Note: Sorry for the gap between postings. For the past few days I have not had a good enough Internet connection to update the blog. I have been able to receive and send emails, but there hasn’t been enough bandwidth and speed to let me upload photos. Hopefully I will be able to get caught up a bit today since I have a very good connection here in Castrogeriz.
Today marks two full weeks that Clint and I have been on the Camino. So far, we have covered 262km (about 165 miles). We have now moved out of the province of La Rioja and into one of Spain’s largest provinces – Castilla y Leon. The miles and miles of vineyards have given way to immense rolling fields of wheat, barley, and oats. Today we also encountered some fairly large hills (almost 1000 feet elevation gain) which reminded me a bit of our time in the Pyrenees mountains. But we also had quite a bit of shade, especially in the upper elevations, and the temperature was not as hot as it has been in recent days.
Following up on yesterday’s post on daily life, I would point out that our trek today covered 24.3 km (15.1 miles.) By doing some quick math I was able to come to an interesting conclusion. We know that 24.3 km is 24,300 meters. The length of our standard walking pace is a bit less than a meter (especially when going upward). So, I think it is a safe assumption that we took around 25,000 to 30,000 steps today! Not that anyone’s counting.

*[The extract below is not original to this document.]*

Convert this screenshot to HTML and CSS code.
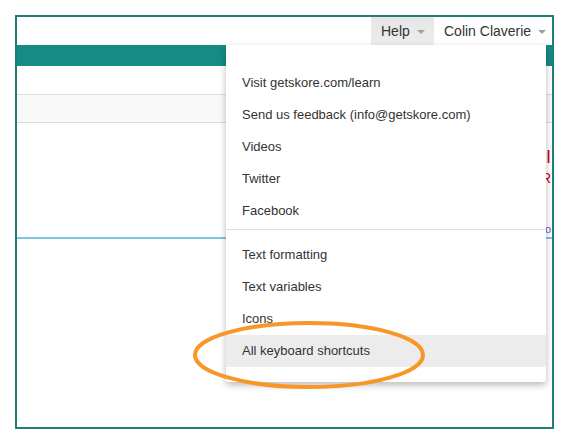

Two days ago, on Friday, we got lost for the first time. But as with much on the Camino, we were not alone. Like a bunch of lemmings we had just followed the crowd and within a mile or so we all realized that we were no longer on the Camino. As a group, we figured out where we went wrong and changed direction to find our way back onto the correct path. In all, we only drifted about a half mile off course. But, the interesting thing for me was the number of us that made the same mistake. At the moment we realized what was happening, I counted 24 other pilgrims – lost like us – within about a span of 100 yards! We are definitely not hiking the Camino alone! It was a happy moment as we started seeing those yellow arrows again. We have now learned that you do not make a turn, regardless of who may already be doing it, unless you can see that arrow.
The path toward our destination for the day, Santo Domingo de Calzada, wended its way among vineyard after vineyard. At an intermediary town, Ciruena, we passed an eerily spooky site. Apparently developers had decided this would be a great place to build a planned city. So, several blocks of apartment buildings, open grassy park areas, and wide streets were constructed. The only problem was that due to the economic situation in Spain, no one could afford to purchase the homes. So, what remains is a very pretty few blocks of totally empty homes and no cars on the street. It looked like a strange movie set waiting for the actors to arrive. Very strange.
In Santo Domingo I climbed the Cathedral’s bell tower and then toured the amazing collection of religious art maintained by the Cathedral. One item especially caught my attention. It was a portrait of San Diego de Alcala, the saint from whom the city of San Diego gets its name. But the real treat for the day – another Camino grace, I suppose, was the happy coincidence that this city was also celebrating a festival and that there would be another running of the bulls! This was the second time in two days we have seen this. In fact, this time one of the pilgrims hiking with us chose to climb the fence and run with them. He came real close to getting hurt when he slipped while trying to evade a charging bull and got butted but not gored, thank goodness! It was all very exciting and a good time was had by all.
Yesterday we travelled to the city of Belorado. During the day we entered Castilla y Leon and bade farewell to the vineyards. There was not much to report from the day. Much of the route ran alongside a busy highway and we missed the quiet rural paths from recent days. Perhaps the highlight of the day was found in a small village church in the town of Redecilla del Camino. Within the church was a fine example of a 12th baptismal font – one of the finest in Spain – and, it is still in use today.
Today we had one of our longer days, hiking 24.3 km (15.1 miles) to the tiny village of St. Juan de Ortega, which has been a pilgrim hostel location since medieval times. We had a few pretty good hills to climb, but arrived around 2:00 pm and checked into the albergue operated by the local parish. Tonight we are planning on attending the pilgrim mass. Traditionally, the mass is followed by bread and garlic soup which is served to all of the pilgrims in attendance. This place is a nice, quiet change from albergues we have been staying in located in busy towns. Tomorrow we head off to the city of Burgos (population of 170,000). It will be another long day, but we are happy to be making progress toward Santiago – only 526 km away!